Written problem.
Using the material below, copy every line where "page" appears.

==================================================

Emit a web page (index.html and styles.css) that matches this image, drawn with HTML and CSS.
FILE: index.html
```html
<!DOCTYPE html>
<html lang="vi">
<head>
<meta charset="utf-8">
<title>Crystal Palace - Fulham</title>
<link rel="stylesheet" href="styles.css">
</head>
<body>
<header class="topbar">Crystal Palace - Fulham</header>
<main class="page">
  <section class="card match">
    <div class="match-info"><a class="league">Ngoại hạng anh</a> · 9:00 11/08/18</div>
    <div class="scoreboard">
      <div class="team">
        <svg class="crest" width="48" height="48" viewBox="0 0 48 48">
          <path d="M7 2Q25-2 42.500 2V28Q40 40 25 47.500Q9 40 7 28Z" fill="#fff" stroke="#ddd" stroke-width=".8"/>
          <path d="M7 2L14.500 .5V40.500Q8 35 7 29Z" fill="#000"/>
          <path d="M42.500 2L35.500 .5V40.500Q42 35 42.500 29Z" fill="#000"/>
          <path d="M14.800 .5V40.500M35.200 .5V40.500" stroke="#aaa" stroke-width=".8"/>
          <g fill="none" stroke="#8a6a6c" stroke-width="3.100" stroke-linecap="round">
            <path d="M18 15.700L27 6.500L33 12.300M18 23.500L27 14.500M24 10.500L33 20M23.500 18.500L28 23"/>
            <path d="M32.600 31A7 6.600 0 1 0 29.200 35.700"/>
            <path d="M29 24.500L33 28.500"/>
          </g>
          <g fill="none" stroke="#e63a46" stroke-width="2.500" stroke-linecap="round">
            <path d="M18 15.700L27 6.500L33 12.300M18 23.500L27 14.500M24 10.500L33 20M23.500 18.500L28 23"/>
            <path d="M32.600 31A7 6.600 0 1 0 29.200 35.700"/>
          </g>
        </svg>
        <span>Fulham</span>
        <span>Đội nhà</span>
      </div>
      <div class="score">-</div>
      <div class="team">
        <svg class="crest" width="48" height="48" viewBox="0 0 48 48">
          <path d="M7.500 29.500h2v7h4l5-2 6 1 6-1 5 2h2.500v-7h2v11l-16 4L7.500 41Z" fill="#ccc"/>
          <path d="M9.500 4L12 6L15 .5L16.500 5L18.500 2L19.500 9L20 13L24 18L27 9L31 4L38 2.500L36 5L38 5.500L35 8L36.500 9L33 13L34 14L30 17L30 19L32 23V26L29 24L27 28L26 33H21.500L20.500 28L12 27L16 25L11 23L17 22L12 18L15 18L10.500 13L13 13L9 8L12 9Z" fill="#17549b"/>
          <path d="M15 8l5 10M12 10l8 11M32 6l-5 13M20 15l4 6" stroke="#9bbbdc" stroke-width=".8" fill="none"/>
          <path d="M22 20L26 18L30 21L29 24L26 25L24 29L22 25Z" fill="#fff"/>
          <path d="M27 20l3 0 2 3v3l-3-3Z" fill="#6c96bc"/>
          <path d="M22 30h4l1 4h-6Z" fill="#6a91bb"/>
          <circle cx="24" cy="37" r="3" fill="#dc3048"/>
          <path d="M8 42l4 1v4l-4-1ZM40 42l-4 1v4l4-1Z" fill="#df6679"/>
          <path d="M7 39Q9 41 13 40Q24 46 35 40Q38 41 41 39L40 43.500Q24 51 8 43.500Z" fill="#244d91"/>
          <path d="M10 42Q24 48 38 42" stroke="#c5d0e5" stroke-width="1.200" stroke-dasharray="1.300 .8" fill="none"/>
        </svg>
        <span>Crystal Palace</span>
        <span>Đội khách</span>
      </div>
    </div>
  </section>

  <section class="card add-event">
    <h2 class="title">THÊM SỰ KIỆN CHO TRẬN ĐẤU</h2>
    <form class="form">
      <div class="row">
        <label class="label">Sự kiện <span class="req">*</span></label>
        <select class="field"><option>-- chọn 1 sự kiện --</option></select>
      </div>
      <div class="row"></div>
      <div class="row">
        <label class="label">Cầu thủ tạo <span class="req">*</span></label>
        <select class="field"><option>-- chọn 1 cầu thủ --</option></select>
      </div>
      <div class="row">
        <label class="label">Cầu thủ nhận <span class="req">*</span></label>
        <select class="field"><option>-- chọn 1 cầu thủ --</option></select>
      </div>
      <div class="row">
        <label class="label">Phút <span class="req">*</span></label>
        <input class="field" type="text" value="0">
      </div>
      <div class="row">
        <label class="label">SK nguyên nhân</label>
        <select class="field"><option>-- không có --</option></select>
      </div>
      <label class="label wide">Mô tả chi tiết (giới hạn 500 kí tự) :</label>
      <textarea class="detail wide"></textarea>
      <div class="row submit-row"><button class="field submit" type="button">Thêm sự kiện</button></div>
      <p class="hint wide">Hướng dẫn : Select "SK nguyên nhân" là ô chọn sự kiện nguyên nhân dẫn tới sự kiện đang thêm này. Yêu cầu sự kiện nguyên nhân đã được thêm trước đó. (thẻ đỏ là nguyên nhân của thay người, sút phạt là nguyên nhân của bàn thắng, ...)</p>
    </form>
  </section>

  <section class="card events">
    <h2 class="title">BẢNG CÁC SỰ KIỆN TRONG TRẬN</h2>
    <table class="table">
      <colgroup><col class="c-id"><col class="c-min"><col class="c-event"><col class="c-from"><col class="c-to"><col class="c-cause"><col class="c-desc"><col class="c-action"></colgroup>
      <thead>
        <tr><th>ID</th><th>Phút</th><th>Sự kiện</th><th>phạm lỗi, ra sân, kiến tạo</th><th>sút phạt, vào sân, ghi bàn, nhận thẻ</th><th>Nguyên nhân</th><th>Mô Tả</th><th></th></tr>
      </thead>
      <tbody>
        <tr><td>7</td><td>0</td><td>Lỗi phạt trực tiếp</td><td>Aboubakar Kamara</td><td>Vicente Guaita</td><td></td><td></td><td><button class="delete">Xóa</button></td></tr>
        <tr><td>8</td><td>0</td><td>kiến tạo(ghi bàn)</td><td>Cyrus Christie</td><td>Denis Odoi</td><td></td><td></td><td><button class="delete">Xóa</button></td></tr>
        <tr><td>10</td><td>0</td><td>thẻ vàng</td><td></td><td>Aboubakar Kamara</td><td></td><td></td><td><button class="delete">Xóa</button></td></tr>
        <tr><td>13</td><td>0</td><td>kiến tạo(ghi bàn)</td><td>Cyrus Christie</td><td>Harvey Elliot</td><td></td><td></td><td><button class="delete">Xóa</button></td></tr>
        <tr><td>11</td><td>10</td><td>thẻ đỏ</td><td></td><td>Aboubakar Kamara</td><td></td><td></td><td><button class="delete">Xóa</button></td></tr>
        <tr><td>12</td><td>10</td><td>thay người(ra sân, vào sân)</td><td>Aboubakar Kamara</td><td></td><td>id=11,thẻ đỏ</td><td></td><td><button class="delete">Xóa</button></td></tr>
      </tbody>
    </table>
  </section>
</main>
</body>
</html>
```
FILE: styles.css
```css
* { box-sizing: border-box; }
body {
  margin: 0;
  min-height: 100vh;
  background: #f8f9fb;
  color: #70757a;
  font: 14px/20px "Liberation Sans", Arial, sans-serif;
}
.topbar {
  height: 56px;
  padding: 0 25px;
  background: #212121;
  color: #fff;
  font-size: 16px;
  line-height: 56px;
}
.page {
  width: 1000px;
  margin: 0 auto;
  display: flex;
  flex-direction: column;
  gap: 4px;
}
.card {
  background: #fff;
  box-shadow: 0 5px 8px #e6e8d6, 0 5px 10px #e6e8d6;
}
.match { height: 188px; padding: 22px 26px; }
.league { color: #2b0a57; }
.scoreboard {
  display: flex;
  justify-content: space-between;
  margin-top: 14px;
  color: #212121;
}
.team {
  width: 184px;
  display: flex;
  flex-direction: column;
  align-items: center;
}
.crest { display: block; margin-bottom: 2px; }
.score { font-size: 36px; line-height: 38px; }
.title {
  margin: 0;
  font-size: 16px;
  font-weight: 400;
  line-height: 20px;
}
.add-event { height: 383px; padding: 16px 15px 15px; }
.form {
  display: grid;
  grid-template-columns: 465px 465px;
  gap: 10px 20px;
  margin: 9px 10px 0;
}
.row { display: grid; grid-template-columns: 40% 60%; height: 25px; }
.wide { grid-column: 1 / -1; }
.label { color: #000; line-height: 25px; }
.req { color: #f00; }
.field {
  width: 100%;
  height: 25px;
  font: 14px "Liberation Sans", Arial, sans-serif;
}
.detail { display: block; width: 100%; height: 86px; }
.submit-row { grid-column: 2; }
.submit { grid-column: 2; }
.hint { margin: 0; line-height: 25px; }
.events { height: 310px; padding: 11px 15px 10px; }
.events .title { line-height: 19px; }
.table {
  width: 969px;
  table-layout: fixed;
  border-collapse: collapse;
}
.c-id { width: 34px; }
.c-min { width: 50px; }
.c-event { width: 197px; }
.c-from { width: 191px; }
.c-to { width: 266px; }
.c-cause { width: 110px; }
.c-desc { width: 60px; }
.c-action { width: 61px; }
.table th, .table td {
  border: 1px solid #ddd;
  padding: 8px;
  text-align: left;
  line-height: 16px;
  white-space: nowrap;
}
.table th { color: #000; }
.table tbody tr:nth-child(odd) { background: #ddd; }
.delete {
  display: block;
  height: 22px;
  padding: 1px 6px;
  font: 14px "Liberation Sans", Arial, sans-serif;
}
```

==================================================

The output.
Emit a web page (index.html and styles.css) that matches this image, drawn with HTML and CSS.
<main class="page">
.page {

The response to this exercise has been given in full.